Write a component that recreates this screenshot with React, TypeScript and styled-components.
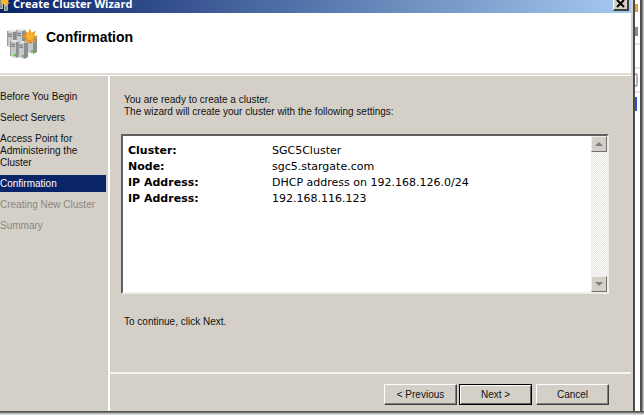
import React from "react";
import styled, { createGlobalStyle, css } from "styled-components";

const GlobalStyle = createGlobalStyle`
  * { box-sizing: border-box; }
  html, body, #root { height: 100%; }
  body {
    margin: 0;
    overflow: hidden;
    background: #fff;
    color: #111;
    font: 10px/13px "Liberation Sans", Arial, sans-serif;
  }
  button { font: inherit; color: inherit; }
`;

const face = "#d4d0c8";
const navy = "#0a246a";

const Desktop = styled.div`
  display: grid;
  grid-template-columns: minmax(0, 1fr) 9px;
  grid-template-rows: minmax(0, 1fr) 4px;
  height: 100vh;
`;

const Window = styled.main`
  display: flex;
  flex-direction: column;
  min-width: 0;
  background: ${face};
  border-right: 2px solid #4a4a4a;
  padding-right: 2px;
`;

const Behind = styled.aside`
  display: flex;
  flex-direction: column;
  background: linear-gradient(90deg, #fff 0 5px, #505050 5px 7px, #8c8c8c 7px 8px, #c8c8c8 8px);
`;

const BehindArt = styled.svg`
  display: block;
  width: 5px;
  height: 120px;
`;

const BottomShadow = styled.div`
  grid-column: 1 / -1;
  background: linear-gradient(#4c4f4a 0 1px, #7b7b7b 1px 2px, #b0b0b0 2px 3px, #dedede 3px);
`;

const TitleBar = styled.header`
  display: flex;
  align-items: flex-start;
  height: 13px;
  padding-right: 2px;
  background: linear-gradient(90deg, ${navy}, #a6caf0);
`;

const TitleIcon = styled.svg`
  flex: none;
  width: 10px;
  height: 12px;
`;

const TitleText = styled.h1`
  flex: 1;
  margin: -4px 0 0 3px;
  font: bold 11px/16px "Open Sans", "Noto Sans", sans-serif;
  color: #fff;
  white-space: nowrap;
`;

const CloseButton = styled.button`
  width: 16px;
  height: 11px;
  padding: 0;
  display: flex;
  justify-content: center;
  background: ${face};
  border: solid;
  border-width: 0 2px 2px 1px;
  border-color: #fff #404040 #404040 #fff;
`;

const Banner = styled.section`
  display: flex;
  height: 63px;
  padding: 15px 0 0 6px;
  background: linear-gradient(#fff 0 60px, #dfdcd5 60px 62px, #fff 62px);
`;

const BannerIcon = styled.svg`
  width: 32px;
  height: 32px;
`;

const Heading = styled.h2`
  margin: 1px 0 0 8px;
  font: bold 14px/16px "Liberation Sans", Arial, sans-serif;
  color: #000;
`;

const Body = styled.div`
  flex: 1;
  display: grid;
  grid-template-columns: 110px minmax(0, 1fr);
  min-height: 0;
`;

const Steps = styled.nav`
  padding: 13px 2px 0 0;
  border-right: 2px solid #fff;
`;

const StepList = styled.ol`
  margin: 0;
  padding: 0;
  list-style: none;
  display: flex;
  flex-direction: column;
  gap: 5px;
`;

const Step = styled.li<{ $state?: "current" | "pending" }>`
  padding: 2px 16px 2px 0;
  line-height: 12px;
  ${(p) => p.$state === "current" && css`background: ${navy}; color: #fff; box-shadow: 0 -1px ${navy};`}
  ${(p) => p.$state === "pending" && css`color: #8a8780; padding-right: 0;`}
`;

const Content = styled.section`
  display: flex;
  flex-direction: column;
  min-width: 0;
`;

const Intro = styled.p`
  margin: 18px 0 0 14px;
  line-height: 12px;
`;

const SettingsBox = styled.div`
  display: flex;
  height: 160px;
  margin: 16px 22px 0 11px;
  background: #fff;
  border: 2px solid;
  border-color: #606060 #efede8 #efede8 #606060;
`;

const SettingsArea = styled.div`
  flex: 1;
  padding: 7px 0 0 5px;
`;

const Settings = styled.table`
  border-collapse: collapse;
  font: 11px/16px "DejaVu Sans", Verdana, sans-serif;
  color: #000;
  th, td { padding: 0; text-align: left; white-space: nowrap; }
  th { width: 144px; }
`;

const ScrollBar = styled.div`
  display: flex;
  flex-direction: column;
  justify-content: space-between;
  width: 16px;
  background: repeating-conic-gradient(#fff 0 25%, #e4e1da 0 50%) 0 0 / 2px 2px;
`;

const ScrollButton = styled.button`
  display: flex;
  align-items: center;
  justify-content: center;
  width: 16px;
  height: 16px;
  padding: 0;
  background: ${face};
  border: 1px solid;
  border-color: #efede8 #707070 #707070 #efede8;
`;

const Hint = styled.p`
  margin: 21px 0 0 14px;
`;

const Footer = styled.footer`
  display: flex;
  margin-top: auto;
  height: 39px;
  padding: 10px 22px 0 0;
  justify-content: flex-end;
  border-top: 2px solid #f6f4f0;
`;

const Button = styled.button<{ $primary?: boolean; $apart?: boolean }>`
  width: 73px;
  height: 21px;
  margin-left: ${(p) => (p.$apart ? 4 : 2)}px;
  padding: 0;
  background: ${face};
  border: 1px solid;
  border-color: #fff #404040 #404040 #fff;
  box-shadow: inset -1px -1px #808080;
  ${(p) => p.$primary && css`border-color: #000; box-shadow: inset 1px 1px #fff, inset -1px -1px #606060;`}
`;

const steps: { label: string; state?: "current" | "pending" }[] = [
  { label: "Before You Begin" },
  { label: "Select Servers" },
  { label: "Access Point for Administering the Cluster" },
  { label: "Confirmation", state: "current" },
  { label: "Creating New Cluster", state: "pending" },
  { label: "Summary", state: "pending" },
];

const settings = [
  ["Cluster:", "SGC5Cluster"],
  ["Node:", "sgc5.stargate.com"],
  ["IP Address:", "DHCP address on 192.168.126.0/24"],
  ["IP Address:", "192.168.116.123"],
];

const towers = [
  [1, 2], [10, 1], [21, 8], [4, 12], [12, 13],
];

export default function App() {
  return (
    <>
      <GlobalStyle />
      <Desktop>
        <Window>
          <TitleBar>
            <TitleIcon viewBox="0 0 10 12" aria-hidden="true">
              <path d="M0 1h3v8H0zM4 4h4v7H4z" fill="#aeb6ba" />
              <path d="M1 2v6M6 6v4" stroke="#59656b" />
              <path d="M5 -1l1 1 3-1-1 3 2 1-3 1-1 2-2-2-3 1 1-3-2-2z" fill="#fbb833" />
              <path d="M6 10h2v1H6z" fill="#64c425" />
            </TitleIcon>
            <TitleText>Create Cluster Wizard</TitleText>
            <CloseButton aria-label="Close">
              <svg width="9" height="8" viewBox="0 0 9 8" aria-hidden="true">
                <path d="M1 0l7 7M8 0L1 7" stroke="#000" strokeWidth="2" />
              </svg>
            </CloseButton>
          </TitleBar>
          <Banner>
            <BannerIcon viewBox="0 0 32 32" aria-hidden="true">
              {towers.map(([x, y]) => (
                <g key={`${x}-${y}`}>
                  <path d={`M${x} ${y + 1}l4-1 6 1v15l-4 2-6-2z`} fill="#c6c9cb" />
                  <path d={`M${x + 6} ${y + 2}l4-1v15l-4 2z`} fill="#8b8f92" />
                  <path d={`M${x} ${y + 1}l4-1 6 1-4 1z`} fill="#eceeef" />
                  <path d={`M${x + 1} ${y + 4}l4 .5M${x + 1} ${y + 6}l4 .5`} stroke="#6c7276" />
                  <path d={`M${x + 0.5} ${y + 1}v15`} stroke="#999da0" />
                  <path d={`M${x + 4} ${y + 14}h2v2h-2z`} fill="#5cc51e" />
                </g>
              ))}
              <path d="M24 0l1.5 5L30 2.500l-2 4.500 4 1.500-4 1.500 2 5-4.500-2.500L24 17l-1.500-4.500L18 15l2-5-5-1.500 5-1.500-2-4.500L22.500 5z" fill="#f39a16" />
              <circle cx="24" cy="8.500" r="3.500" fill="#ffb02a" />
            </BannerIcon>
            <Heading>Confirmation</Heading>
          </Banner>
          <Body>
            <Steps aria-label="Wizard steps">
              <StepList>
                {steps.map((s) => (
                  <Step key={s.label} $state={s.state} aria-current={s.state === "current" ? "step" : undefined}>
                    {s.label}
                  </Step>
                ))}
              </StepList>
            </Steps>
            <Content>
              <Intro>
                You are ready to create a cluster.
                <br />
                The wizard will create your cluster with the following settings:
              </Intro>
              <SettingsBox>
                <SettingsArea>
                  <Settings>
                    <tbody>
                      {settings.map(([name, value]) => (
                        <tr key={value}>
                          <th scope="row">{name}</th>
                          <td>{value}</td>
                        </tr>
                      ))}
                    </tbody>
                  </Settings>
                </SettingsArea>
                <ScrollBar>
                  <ScrollButton aria-label="Scroll up">
                    <svg width="8" height="4" viewBox="0 0 8 4" aria-hidden="true"><path d="M0 4l4-4 4 4z" fill="#808080" /></svg>
                  </ScrollButton>
                  <ScrollButton aria-label="Scroll down">
                    <svg width="8" height="4" viewBox="0 0 8 4" aria-hidden="true"><path d="M0 0h8L4 4z" fill="#808080" /></svg>
                  </ScrollButton>
                </ScrollBar>
              </SettingsBox>
              <Hint>To continue, click Next.</Hint>
              <Footer>
                <Button>&lt; Previous</Button>
                <Button $primary>Next &gt;</Button>
                <Button $apart>Cancel</Button>
              </Footer>
            </Content>
          </Body>
        </Window>
        <Behind aria-hidden="true">
          <BehindArt viewBox="0 0 5 120">
            <path d="M0 4h3v8H0z" fill="#e99b2c" />
            <path d="M0 27h3v9H0z" fill="#7a9098" />
            <path d="M0 44h5M0 68h5M0 92h5" stroke="#d4d0c8" />
            <path d="M0 74h2v12H0" stroke="#777" fill="none" />
            <path d="M0 97h2v14H0z" fill="#2b52c8" />
          </BehindArt>
        </Behind>
        <BottomShadow />
      </Desktop>
    </>
  );
}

What to do: Lines containing the string "with" are to be selected and copied.

Expected output:
Write a component that recreates this screenshot with React, TypeScript and styled-components.
                The wizard will create your cluster with the following settings:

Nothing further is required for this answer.